▶ **WORK TO BE COMPLETED**
Do not copy the pictures; transcribe all other material exactly.

##########

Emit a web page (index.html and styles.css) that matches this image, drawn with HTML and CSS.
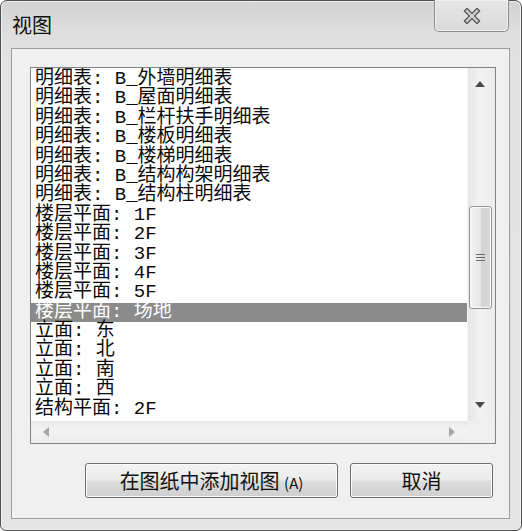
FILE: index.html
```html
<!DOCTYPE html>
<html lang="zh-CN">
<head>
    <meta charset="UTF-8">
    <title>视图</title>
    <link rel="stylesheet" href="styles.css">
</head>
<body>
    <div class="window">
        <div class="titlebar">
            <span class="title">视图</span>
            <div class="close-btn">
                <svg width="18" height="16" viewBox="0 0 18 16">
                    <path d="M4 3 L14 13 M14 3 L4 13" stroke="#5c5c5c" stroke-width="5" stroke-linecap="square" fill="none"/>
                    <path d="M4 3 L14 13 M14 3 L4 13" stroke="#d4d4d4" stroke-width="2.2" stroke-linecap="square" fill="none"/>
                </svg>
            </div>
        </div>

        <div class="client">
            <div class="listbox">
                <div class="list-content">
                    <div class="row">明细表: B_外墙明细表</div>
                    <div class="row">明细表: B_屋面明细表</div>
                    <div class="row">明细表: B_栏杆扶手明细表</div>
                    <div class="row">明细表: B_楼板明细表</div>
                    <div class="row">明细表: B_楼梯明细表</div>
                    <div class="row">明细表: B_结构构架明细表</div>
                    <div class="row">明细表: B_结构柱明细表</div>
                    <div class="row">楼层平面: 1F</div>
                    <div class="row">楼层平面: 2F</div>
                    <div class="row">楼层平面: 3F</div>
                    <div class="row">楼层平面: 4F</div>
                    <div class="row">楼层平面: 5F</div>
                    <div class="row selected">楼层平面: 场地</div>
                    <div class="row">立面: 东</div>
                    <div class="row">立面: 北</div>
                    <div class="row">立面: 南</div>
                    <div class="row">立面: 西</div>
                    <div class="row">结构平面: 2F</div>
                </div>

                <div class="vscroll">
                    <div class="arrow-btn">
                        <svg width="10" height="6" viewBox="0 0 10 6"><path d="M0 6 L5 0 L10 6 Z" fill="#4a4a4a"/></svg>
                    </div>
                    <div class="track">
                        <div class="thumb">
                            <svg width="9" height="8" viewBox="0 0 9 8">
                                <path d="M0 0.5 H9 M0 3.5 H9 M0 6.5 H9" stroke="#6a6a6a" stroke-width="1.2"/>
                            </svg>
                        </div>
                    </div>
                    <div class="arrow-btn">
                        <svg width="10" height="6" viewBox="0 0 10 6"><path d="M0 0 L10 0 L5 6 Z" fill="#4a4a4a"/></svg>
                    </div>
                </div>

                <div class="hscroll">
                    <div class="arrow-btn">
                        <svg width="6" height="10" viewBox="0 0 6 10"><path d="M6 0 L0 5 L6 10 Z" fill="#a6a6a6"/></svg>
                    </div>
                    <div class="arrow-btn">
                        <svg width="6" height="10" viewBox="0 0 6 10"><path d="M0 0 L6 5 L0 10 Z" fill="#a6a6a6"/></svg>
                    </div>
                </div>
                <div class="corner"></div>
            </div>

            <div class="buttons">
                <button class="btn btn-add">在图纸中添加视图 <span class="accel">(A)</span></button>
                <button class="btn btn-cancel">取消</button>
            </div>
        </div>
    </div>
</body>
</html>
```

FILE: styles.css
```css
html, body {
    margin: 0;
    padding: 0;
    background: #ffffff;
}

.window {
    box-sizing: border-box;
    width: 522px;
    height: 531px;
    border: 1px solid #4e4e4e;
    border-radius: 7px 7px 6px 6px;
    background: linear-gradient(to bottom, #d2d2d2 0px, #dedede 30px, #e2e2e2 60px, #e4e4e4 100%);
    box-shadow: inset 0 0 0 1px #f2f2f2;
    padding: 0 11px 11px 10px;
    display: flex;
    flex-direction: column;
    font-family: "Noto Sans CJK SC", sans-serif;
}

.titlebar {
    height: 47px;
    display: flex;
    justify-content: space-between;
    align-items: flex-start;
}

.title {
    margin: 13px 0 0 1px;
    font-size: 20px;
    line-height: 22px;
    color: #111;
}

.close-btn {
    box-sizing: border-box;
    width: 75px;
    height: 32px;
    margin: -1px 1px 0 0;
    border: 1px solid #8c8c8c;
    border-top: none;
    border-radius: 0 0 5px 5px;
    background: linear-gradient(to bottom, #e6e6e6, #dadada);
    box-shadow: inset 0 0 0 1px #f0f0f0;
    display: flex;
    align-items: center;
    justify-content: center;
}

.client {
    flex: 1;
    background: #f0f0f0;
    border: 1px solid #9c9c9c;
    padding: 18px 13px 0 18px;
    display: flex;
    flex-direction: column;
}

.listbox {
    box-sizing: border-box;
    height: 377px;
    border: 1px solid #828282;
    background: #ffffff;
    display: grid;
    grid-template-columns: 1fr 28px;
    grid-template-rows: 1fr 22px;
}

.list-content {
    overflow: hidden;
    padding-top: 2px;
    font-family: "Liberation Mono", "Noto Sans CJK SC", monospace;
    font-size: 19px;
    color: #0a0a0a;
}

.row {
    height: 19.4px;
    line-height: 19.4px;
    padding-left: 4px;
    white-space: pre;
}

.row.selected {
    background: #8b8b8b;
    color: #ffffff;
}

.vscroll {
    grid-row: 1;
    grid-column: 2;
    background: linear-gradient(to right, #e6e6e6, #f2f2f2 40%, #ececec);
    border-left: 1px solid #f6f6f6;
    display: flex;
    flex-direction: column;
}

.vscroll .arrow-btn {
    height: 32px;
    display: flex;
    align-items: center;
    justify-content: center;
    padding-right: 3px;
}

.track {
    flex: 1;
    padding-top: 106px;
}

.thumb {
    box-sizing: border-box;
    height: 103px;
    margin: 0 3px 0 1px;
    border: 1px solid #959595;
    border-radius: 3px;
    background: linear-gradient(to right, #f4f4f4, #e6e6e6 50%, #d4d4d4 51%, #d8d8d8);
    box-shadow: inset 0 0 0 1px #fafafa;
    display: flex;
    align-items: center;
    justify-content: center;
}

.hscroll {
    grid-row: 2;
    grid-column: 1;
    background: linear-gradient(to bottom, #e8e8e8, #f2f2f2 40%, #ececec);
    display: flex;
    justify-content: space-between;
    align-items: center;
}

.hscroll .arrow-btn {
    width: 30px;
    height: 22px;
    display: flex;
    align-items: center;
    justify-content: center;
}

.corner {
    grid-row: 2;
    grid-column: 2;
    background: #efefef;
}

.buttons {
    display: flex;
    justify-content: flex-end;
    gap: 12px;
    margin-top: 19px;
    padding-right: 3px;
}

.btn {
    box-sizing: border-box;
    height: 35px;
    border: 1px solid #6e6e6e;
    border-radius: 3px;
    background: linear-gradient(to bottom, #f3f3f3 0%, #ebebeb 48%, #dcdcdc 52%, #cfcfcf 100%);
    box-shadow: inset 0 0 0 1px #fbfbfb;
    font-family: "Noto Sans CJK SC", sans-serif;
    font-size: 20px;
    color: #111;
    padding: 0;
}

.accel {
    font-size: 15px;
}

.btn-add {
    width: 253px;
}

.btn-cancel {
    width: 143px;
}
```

##########

▶ **CORRECT RESPONSE**
Emit a web page (index.html and styles.css) that matches this image, drawn with HTML and CSS.
FILE: index.html
```html
<!DOCTYPE html>
<html lang="zh-CN">
<head>
    <meta charset="UTF-8">
    <title>视图</title>
    <link rel="stylesheet" href="styles.css">
</head>
<body>
    <div class="window">
        <div class="titlebar">
            <span class="title">视图</span>
            <div class="close-btn">
                <svg width="18" height="16" viewBox="0 0 18 16">
                    <path d="M4 3 L14 13 M14 3 L4 13" stroke="#5c5c5c" stroke-width="5" stroke-linecap="square" fill="none"/>
                    <path d="M4 3 L14 13 M14 3 L4 13" stroke="#d4d4d4" stroke-width="2.2" stroke-linecap="square" fill="none"/>
                </svg>
            </div>
        </div>

        <div class="client">
            <div class="listbox">
                <div class="list-content">
                    <div class="row">明细表: B_外墙明细表</div>
                    <div class="row">明细表: B_屋面明细表</div>
                    <div class="row">明细表: B_栏杆扶手明细表</div>
                    <div class="row">明细表: B_楼板明细表</div>
                    <div class="row">明细表: B_楼梯明细表</div>
                    <div class="row">明细表: B_结构构架明细表</div>
                    <div class="row">明细表: B_结构柱明细表</div>
                    <div class="row">楼层平面: 1F</div>
                    <div class="row">楼层平面: 2F</div>
                    <div class="row">楼层平面: 3F</div>
                    <div class="row">楼层平面: 4F</div>
                    <div class="row">楼层平面: 5F</div>
                    <div class="row selected">楼层平面: 场地</div>
                    <div class="row">立面: 东</div>
                    <div class="row">立面: 北</div>
                    <div class="row">立面: 南</div>
                    <div class="row">立面: 西</div>
                    <div class="row">结构平面: 2F</div>
                </div>

                <div class="vscroll">
                    <div class="arrow-btn">
                        <svg width="10" height="6" viewBox="0 0 10 6"><path d="M0 6 L5 0 L10 6 Z" fill="#4a4a4a"/></svg>
                    </div>
                    <div class="track">
                        <div class="thumb">
                            <svg width="9" height="8" viewBox="0 0 9 8">
                                <path d="M0 0.5 H9 M0 3.5 H9 M0 6.5 H9" stroke="#6a6a6a" stroke-width="1.2"/>
                            </svg>
                        </div>
                    </div>
                    <div class="arrow-btn">
                        <svg width="10" height="6" viewBox="0 0 10 6"><path d="M0 0 L10 0 L5 6 Z" fill="#4a4a4a"/></svg>
                    </div>
                </div>

                <div class="hscroll">
                    <div class="arrow-btn">
                        <svg width="6" height="10" viewBox="0 0 6 10"><path d="M6 0 L0 5 L6 10 Z" fill="#a6a6a6"/></svg>
                    </div>
                    <div class="arrow-btn">
                        <svg width="6" height="10" viewBox="0 0 6 10"><path d="M0 0 L6 5 L0 10 Z" fill="#a6a6a6"/></svg>
                    </div>
                </div>
                <div class="corner"></div>
            </div>

            <div class="buttons">
                <button class="btn btn-add">在图纸中添加视图 <span class="accel">(A)</span></button>
                <button class="btn btn-cancel">取消</button>
            </div>
        </div>
    </div>
</body>
</html>
```

FILE: styles.css
```css
html, body {
    margin: 0;
    padding: 0;
    background: #ffffff;
}

.window {
    box-sizing: border-box;
    width: 522px;
    height: 531px;
    border: 1px solid #4e4e4e;
    border-radius: 7px 7px 6px 6px;
    background: linear-gradient(to bottom, #d2d2d2 0px, #dedede 30px, #e2e2e2 60px, #e4e4e4 100%);
    box-shadow: inset 0 0 0 1px #f2f2f2;
    padding: 0 11px 11px 10px;
    display: flex;
    flex-direction: column;
    font-family: "Noto Sans CJK SC", sans-serif;
}

.titlebar {
    height: 47px;
    display: flex;
    justify-content: space-between;
    align-items: flex-start;
}

.title {
    margin: 13px 0 0 1px;
    font-size: 20px;
    line-height: 22px;
    color: #111;
}

.close-btn {
    box-sizing: border-box;
    width: 75px;
    height: 32px;
    margin: -1px 1px 0 0;
    border: 1px solid #8c8c8c;
    border-top: none;
    border-radius: 0 0 5px 5px;
    background: linear-gradient(to bottom, #e6e6e6, #dadada);
    box-shadow: inset 0 0 0 1px #f0f0f0;
    display: flex;
    align-items: center;
    justify-content: center;
}

.client {
    flex: 1;
    background: #f0f0f0;
    border: 1px solid #9c9c9c;
    padding: 18px 13px 0 18px;
    display: flex;
    flex-direction: column;
}

.listbox {
    box-sizing: border-box;
    height: 377px;
    border: 1px solid #828282;
    background: #ffffff;
    display: grid;
    grid-template-columns: 1fr 28px;
    grid-template-rows: 1fr 22px;
}

.list-content {
    overflow: hidden;
    padding-top: 2px;
    font-family: "Liberation Mono", "Noto Sans CJK SC", monospace;
    font-size: 19px;
    color: #0a0a0a;
}

.row {
    height: 19.4px;
    line-height: 19.4px;
    padding-left: 4px;
    white-space: pre;
}

.row.selected {
    background: #8b8b8b;
    color: #ffffff;
}

.vscroll {
    grid-row: 1;
    grid-column: 2;
    background: linear-gradient(to right, #e6e6e6, #f2f2f2 40%, #ececec);
    border-left: 1px solid #f6f6f6;
    display: flex;
    flex-direction: column;
}

.vscroll .arrow-btn {
    height: 32px;
    display: flex;
    align-items: center;
    justify-content: center;
    padding-right: 3px;
}

.track {
    flex: 1;
    padding-top: 106px;
}

.thumb {
    box-sizing: border-box;
    height: 103px;
    margin: 0 3px 0 1px;
    border: 1px solid #959595;
    border-radius: 3px;
    background: linear-gradient(to right, #f4f4f4, #e6e6e6 50%, #d4d4d4 51%, #d8d8d8);
    box-shadow: inset 0 0 0 1px #fafafa;
    display: flex;
    align-items: center;
    justify-content: center;
}

.hscroll {
    grid-row: 2;
    grid-column: 1;
    background: linear-gradient(to bottom, #e8e8e8, #f2f2f2 40%, #ececec);
    display: flex;
    justify-content: space-between;
    align-items: center;
}

.hscroll .arrow-btn {
    width: 30px;
    height: 22px;
    display: flex;
    align-items: center;
    justify-content: center;
}

.corner {
    grid-row: 2;
    grid-column: 2;
    background: #efefef;
}

.buttons {
    display: flex;
    justify-content: flex-end;
    gap: 12px;
    margin-top: 19px;
    padding-right: 3px;
}

.btn {
    box-sizing: border-box;
    height: 35px;
    border: 1px solid #6e6e6e;
    border-radius: 3px;
    background: linear-gradient(to bottom, #f3f3f3 0%, #ebebeb 48%, #dcdcdc 52%, #cfcfcf 100%);
    box-shadow: inset 0 0 0 1px #fbfbfb;
    font-family: "Noto Sans CJK SC", sans-serif;
    font-size: 20px;
    color: #111;
    padding: 0;
}

.accel {
    font-size: 15px;
}

.btn-add {
    width: 253px;
}

.btn-cancel {
    width: 143px;
}
```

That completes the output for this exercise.